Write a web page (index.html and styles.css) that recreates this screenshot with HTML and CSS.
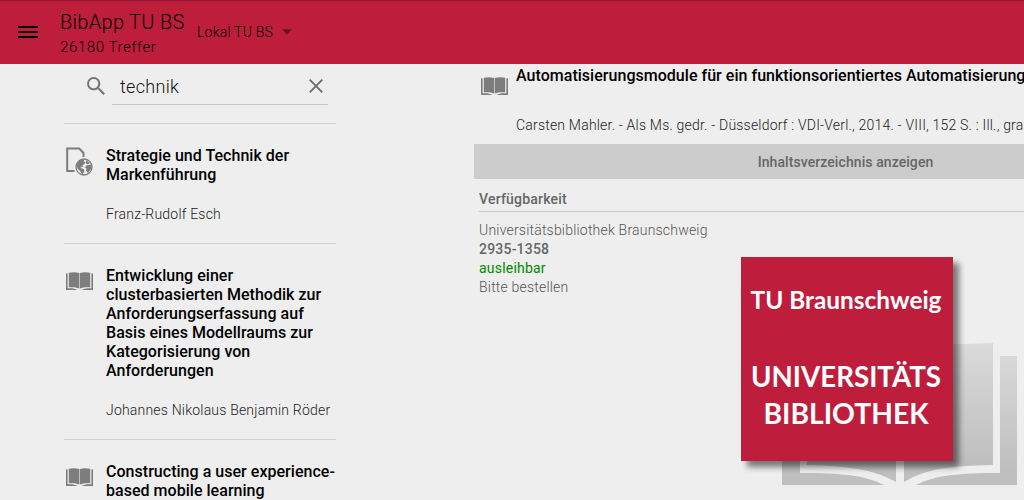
FILE: index.html
```html
<!DOCTYPE html>
<html lang="de">
<head>
<meta charset="utf-8">
<title>BibApp TU BS</title>
<link rel="stylesheet" href="styles.css">
</head>
<body>
<svg class="defs" width="0" height="0" aria-hidden="true">
  <symbol id="book" viewBox="0 0 27 18">
    <path fill="#aaa" d="M0 1.500h2V18H0zM25 1.500h2V18h-2z"/>
    <path fill="#7d7d7d" d="M0 1.500h1V16.300c5-.3 8 .2 10.500 1.700H0zM27 1.500h-1V16.300c-5-.3-8 .2-10.500 1.700H27z"/>
    <path fill="#7d7d7d" d="M2.800.7C7-.2 10 0 13.200 1V16.500C10 15.200 7 15 2.800 15.300zM24.200.7C20-.2 17 0 13.800 1V16.500c3.200-1.300 6.200-1.500 10.400-1.200z"/>
  </symbol>
</svg>
<header class="bar">
  <svg class="burger" width="20" height="12" viewBox="0 0 20 12"><path d="M0 0h20v2H0zM0 5h20v2H0zM0 10h20v2H0z"/></svg>
  <div class="heading">
    <h1 class="app-name">BibApp TU BS</h1>
    <p class="hits">26180 Treffer</p>
  </div>
  <div class="scope"><span>Lokal TU BS</span><svg width="10" height="6" viewBox="0 0 10 6"><path fill="#6b1024" d="M0 .3h10L5 5.600z"/></svg></div>
</header>
<div class="columns">
  <aside class="results">
    <div class="search">
      <svg class="lens" width="18" height="18" viewBox="3 3 17.500 17.500"><path fill="#757575" d="M15.500 14h-.79l-.28-.27A6.471 6.471 0 0 0 16 9.500 6.500 6.500 0 1 0 9.500 16c1.610 0 3.090-.59 4.230-1.570l.27.280v.79l5 4.990L20.490 19l-4.990-5zm-6 0C7.010 14 5 11.990 5 9.500S7.010 5 9.500 5 14 7.010 14 9.500 11.990 14 9.500 14z"/></svg>
      <div class="field"><span>technik</span><svg width="14" height="14" viewBox="0 0 14 14"><path d="M.7.7l12.600 12.600M13.300.7L.7 13.300" stroke="#6a6a6a" stroke-width="1.800"/></svg></div>
    </div>
    <article class="item">
      <svg class="icon doc" width="27" height="29" viewBox="0 0 27 29">
        <path d="M8.500 24H1.200V1.500h12l4.300 4.500v4" fill="none" stroke="#7d7d7d" stroke-width="2"/>
        <circle cx="18" cy="20" r="8" fill="#eee" stroke="#7d7d7d" stroke-width="1.300"/>
        <path fill="#7d7d7d" d="M10.500 18c1-3 4-6 8-5.500l-1 2 2 .5-1 2-2 1 1 2-2-.5-1 1.500 3 1 1 2-2 3.500-2-3-3-3zM20 13l4 3-2 1.500-2-1zM20.500 18.500l5-1v4l-3.500 4.500-2-2.500.5-2-1.500-1z"/>
      </svg>
      <div><h2 class="title">Strategie und Technik der<br>Markenführung</h2><p class="author">Franz-Rudolf Esch</p></div>
    </article>
    <article class="item">
      <svg class="icon" width="27" height="18"><use href="#book"/></svg>
      <div><h2 class="title">Entwicklung einer<br>clusterbasierten Methodik zur<br>Anforderungserfassung auf<br>Basis eines Modellraums zur<br>Kategorisierung von<br>Anforderungen</h2><p class="author">Johannes Nikolaus Benjamin Röder</p></div>
    </article>
    <article class="item">
      <svg class="icon" width="27" height="18"><use href="#book"/></svg>
      <div><h2 class="title">Constructing a user experience-<br>based mobile learning</h2></div>
    </article>
  </aside>
  <main class="detail">
    <div class="record">
      <svg class="icon" width="27" height="18"><use href="#book"/></svg>
      <div><h2 class="title">Automatisierungsmodule für ein funktionsorientiertes Automatisierung</h2>
      <p class="meta">Carsten Mahler. - Als Ms. gedr. - Düsseldorf : VDI-Verl., 2014. - VIII, 152 S. : Ill., gra</p></div>
    </div>
    <div class="toc">Inhaltsverzeichnis anzeigen</div>
    <section class="stock">
      <h3 class="stock-title">Verfügbarkeit</h3>
      <p class="library">Universitätsbibliothek Braunschweig</p>
      <p class="number">2935-1358</p>
      <p class="available">ausleihbar</p>
      <p class="order">Bitte bestellen</p>
    </section>
  </main>
</div>
<svg class="brand" width="294" height="255" viewBox="0 0 294 255">
  <defs>
    <linearGradient id="page" x1="0" y1="98" x2="0" y2="220" gradientUnits="userSpaceOnUse"><stop offset="0" stop-color="#dadada"/><stop offset="1" stop-color="#bfbfbf"/></linearGradient>
    <linearGradient id="edge" x1="0" y1="111" x2="0" y2="225" gradientUnits="userSpaceOnUse"><stop offset="0" stop-color="#d8d8d8"/><stop offset="1" stop-color="#bfbfbf"/></linearGradient>
    <filter id="soft" x="-10%" y="-10%" width="120%" height="120%"><feGaussianBlur stdDeviation="3"/></filter>
  </defs>
  <path fill="url(#page)" d="M77 98h89v139c-19-11-43-16-89-17zM174 101q30-1 89-3v122c-46 1-67 4-89 17z"/>
  <path fill="url(#edge)" d="M52 111h18v117c42 0 64 2 84 12H52zM287 111h-17v117c-42 0-64 2-84 12h101z"/>
  <rect x="17" y="18" width="212" height="204" fill="#000" opacity=".5" filter="url(#soft)"/>
  <rect x="11" y="12" width="212" height="204" fill="#be1e3c"/>
  <g class="brand-text">
    <text x="20.500" y="64" font-size="24" textLength="191" lengthAdjust="spacingAndGlyphs">TU Braunschweig</text>
    <text x="21" y="142" font-size="28" textLength="190" lengthAdjust="spacingAndGlyphs">UNIVERSITÄTS</text>
    <text x="33.500" y="178.500" font-size="28" textLength="165" lengthAdjust="spacingAndGlyphs">BIBLIOTHEK</text>
  </g>
</svg>
</body>
</html>
```
FILE: styles.css
```css
* { box-sizing: border-box; }
body { margin: 0; width: 1024px; height: 500px; overflow: hidden; background: #eee; font-family: Roboto, sans-serif; position: relative; }
h1, h2, h3, p { margin: 0; font-weight: 400; }
svg { display: block; flex: none; }
.defs { position: absolute; }
.bar { height: 64px; display: flex; align-items: flex-start; padding-left: 18px; background: linear-gradient(#841229 0, #ac1935 1px, #b91d3a 2px, #be1e3c 4px); }
.burger { margin-top: 26px; }
.heading { width: 137px; margin-left: 22px; padding-top: 10px; white-space: nowrap; }
.app-name { font-size: 20px; line-height: 24px; letter-spacing: .3px; font-weight: 300; }
.hits { padding-top: 1px; font-size: 15px; line-height: 24px; letter-spacing: .6px; font-weight: 300; }
.scope { display: flex; align-items: center; gap: 10px; width: 110px; padding-top: 22px; font-size: 14px; line-height: 20px; font-weight: 300; letter-spacing: .2px; }
.scope span { width: 75px; white-space: nowrap; }
.columns { display: flex; height: 436px; }
.results { width: 272px; margin-left: 64px; flex: none; }
.search { display: flex; height: 60px; padding: 4px 8px 0 23px; border-bottom: 1px solid #d2d2d2; }
.lens { margin-top: 9px; }
.field { display: flex; justify-content: space-between; align-items: center; width: 216px; height: 37px; margin-left: 7px; padding: 0 5px 0 8px; border-bottom: 1px solid #c8c8c8; font-size: 18px; font-weight: 300; letter-spacing: .3px; color: #111; }
.item { display: flex; gap: 13px; padding: 22px 0 19px 2px; border-bottom: 1px solid #d2d2d2; }
.item .icon { margin-top: 6px; }
.item .doc { margin: 1px 0 -1px; }
.title { font-size: 16px; line-height: 19px; font-weight: 500; letter-spacing: .03px; white-space: nowrap; color: #000; }
.author { margin-top: 21px; font-size: 14px; line-height: 19px; color: #222; white-space: nowrap; font-weight: 300; letter-spacing: .2px; }
.detail { width: 550px; margin-left: 138px; flex: none; overflow: hidden; }
.record { display: flex; gap: 8px; height: 80px; padding: 2px 0 0 7px; }
.record .icon { margin-top: 11px; }
.meta { margin-top: 31px; font-size: 14px; line-height: 19px; color: #222; white-space: nowrap; font-weight: 300; letter-spacing: .2px; }
.toc { width: 743px; height: 35px; padding-top: 1px; background: #ccc; color: #666; font-size: 14px; line-height: 35px; font-weight: 500; letter-spacing: .08px; text-align: center; }
.stock { padding: 11px 0 0 5px; color: #555; font-size: 14px; line-height: 19px; font-weight: 300; letter-spacing: .2px; }
.stock-title { height: 22px; margin-bottom: 9px; border-bottom: 1px solid #c8c8c8; color: #666; font-size: 14px; line-height: 19px; font-weight: 500; }
.stock p { font-weight: inherit; }
.stock .number { color: #666; font-weight: 500; }
.available { color: #080; }
.stock .available { font-weight: 400; }
.brand { position: absolute; left: 730px; top: 245px; }
.brand-text { fill: #fff; font-family: Lato, sans-serif; font-weight: 700; }
```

*STATED TASK*
Track down every line of the material containing the string "page", and copy it.

*TASK SOLUTION*
Write a web page (index.html and styles.css) that recreates this screenshot with HTML and CSS.
    <linearGradient id="page" x1="0" y1="98" x2="0" y2="220" gradientUnits="userSpaceOnUse"><stop offset="0" stop-color="#dadada"/><stop offset="1" stop-color="#bfbfbf"/></linearGradient>
  <path fill="url(#page)" d="M77 98h89v139c-19-11-43-16-89-17zM174 101q30-1 89-3v122c-46 1-67 4-89 17z"/>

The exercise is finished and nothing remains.